Winger Israel Dagg scored two tries as New Zealand beat Australia 29-9 in a Rugby Championship test on Saturday which also extended their 13-year hold on the Bledisloe Cup.
Dagg, who moved from fullback to wing after New Zealand's 42-8 win in last weekend's first test, scored twice in the first half as the All Blacks again made clear their overwhelming superiority over a ragged Wallabies lineup.
The win ensured New Zealand retains the Bledisoe Cup with a match remaining in the three-match series, contested annually within the four-nation Rugby Championship. The All Blacks also extended to 19 tests their winning record over Australia in New Zealand and to 42 tests their record of home wins against all nations.
Australia came out fired up and determined to atone for the humiliating loss in Sydney, which was their fifth-straight test defeat and their heaviest at home in decades. But they expressed that determination through unprofitable aggression, losing Adam Coleman to a yellow card in the first half for a late shoulder charge on All Blacks fullback Ben Smith.
The All Blacks sought to play the attacking rugby which is their hallmark and the Wallabies tried only to stifle that game without making any of the play themselves. They were limited again by poor set pieces: their lineout was disorganized and their scrum was weak.
New Zealand went to halftime leading 15-9 - by two tries to nil - but Australia had mostly been kept in the match by refereeing decisions going their way. The All Blacks were twice penalized for collapsing scrums when it appeared clear that the Wallabies, under severe pressure, brought down the scrums on both occasions.
The Wallabies often resorted to cynical play off the ball. Coleman was the worst offender but backrowers Scott Fardy and Michael Hooper were also culprits.
The approach reflected the beligerent nature of Australia coach Michael Cheika who, after an almost record losing streak since last year's World Cup final, finds himself under increasing pressure to save his job.
New Zealand coach Steve Hansen said retaining the Bledisloe Cup was "an accomplishment we set out to do right from the start and to be able to do that was very pleasing.
"They threw everything at us as we knew they would and there was a bit of niggle. We just had to make sure we didn't get caught up in it and kept our frustration tolerance high."
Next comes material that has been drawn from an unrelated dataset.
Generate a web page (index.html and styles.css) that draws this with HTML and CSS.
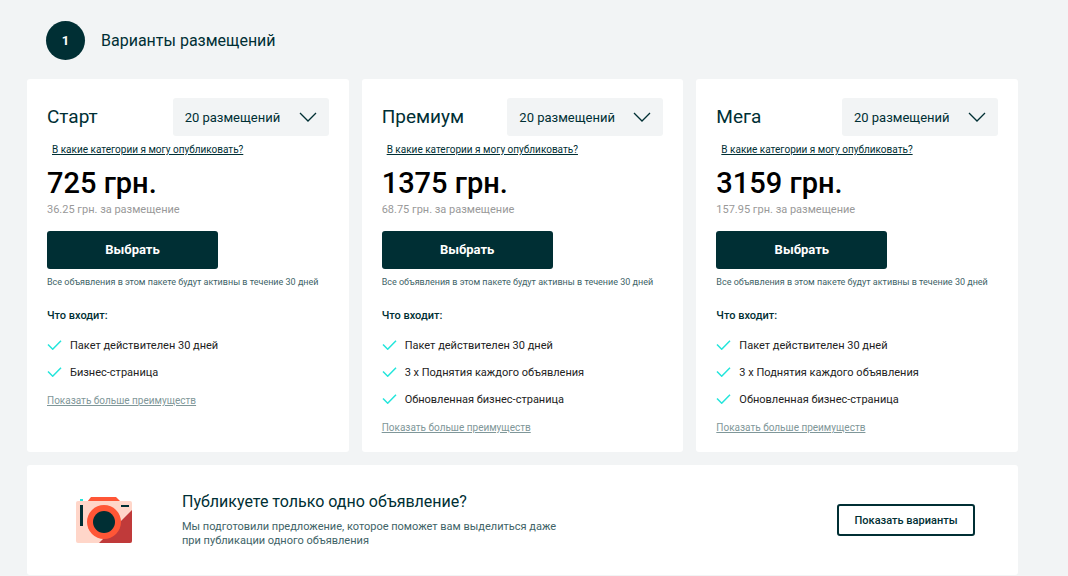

Incapable of breaking the All Blacks' defensive line, the Wallabies resorted to penalties as their only means of scoring points. Bernard Foley, moved from flyhalf to inside center, kicked two before Reece Hodge, who made his test debut as a 16th-minute replacement for the injured Adam Ashley-Cooper, kicked another from halfway.
Australia resorted to Quade Cooper at flyhalf, moving Foley, as it coped with the loss of Matt Giteau to injury. But Cooper produced another fragile and fearful performance which impacted more widely on the Australian backline.
Their best weapon was the high kick, competed for by fullback Israel Folau, but with a stuttering set piece they had few opportunities.
New Zealand also had a new-look backline, dictated by injuries. But Anton Lienert-Brown, making his debut at inside center, had a much more influential role than his Australian counterparts.
He played a role in both of Dagg's first half tries, making a break and throwing the pass that led to the first and handling decisively in the second. But flyhalf Beauden Barrett remained the brilliant engineer of the All Blacks' backline play, breaking the line for Dagg's first try and making the long pass on the run which, quickly relayed by Ben Smith, made Julian Savea's try early in the second half.
The All Blacks monopolized possession in the second half which put the Wallabies defense under constant strain. They played with more patience and precision than in the first half when they often tried to go wide too soon - recalling the ease of their six tries to one win in last weekend's test.
After Savea's try early in the second half gave them breathing space, they built patiently to create a further try for flanker Sam Cane from a half break by Smith in the 62nd minute. The All Blacks' ability to pass in contact continually stretched Australia's defense and the visitors were barely hanging on as the match entered the final quarter, forced to exhaust its bench.
Australia's many problems started at the set piece and they now face a decision over whether they can continue with hooker and captain Stephen Moore, whose lineout throwing is a weakness. Problems throughout the backline will be more difficult to address.
"Our effort was better this week than last week so I'm proud of that," Moore said. "Well done to New Zealand. They played well across the two games so they deserve it.
"We're going through a difficult period so we have to stick tight and we have done that this week and we'll continue to do that."
New Zealand now tops the Rugby Championship with two bonus point wins, ahead of South Africa who play Argentina later Saturday.
New Zealand 29 (Israel Dagg 2, Julian Savea, Sam Cane tries; Beauden Barrett 3 conversions, penalty), Australia 9 (Bernard Foley 2 penalties; Reece Hodge penalty). HT: 15-9.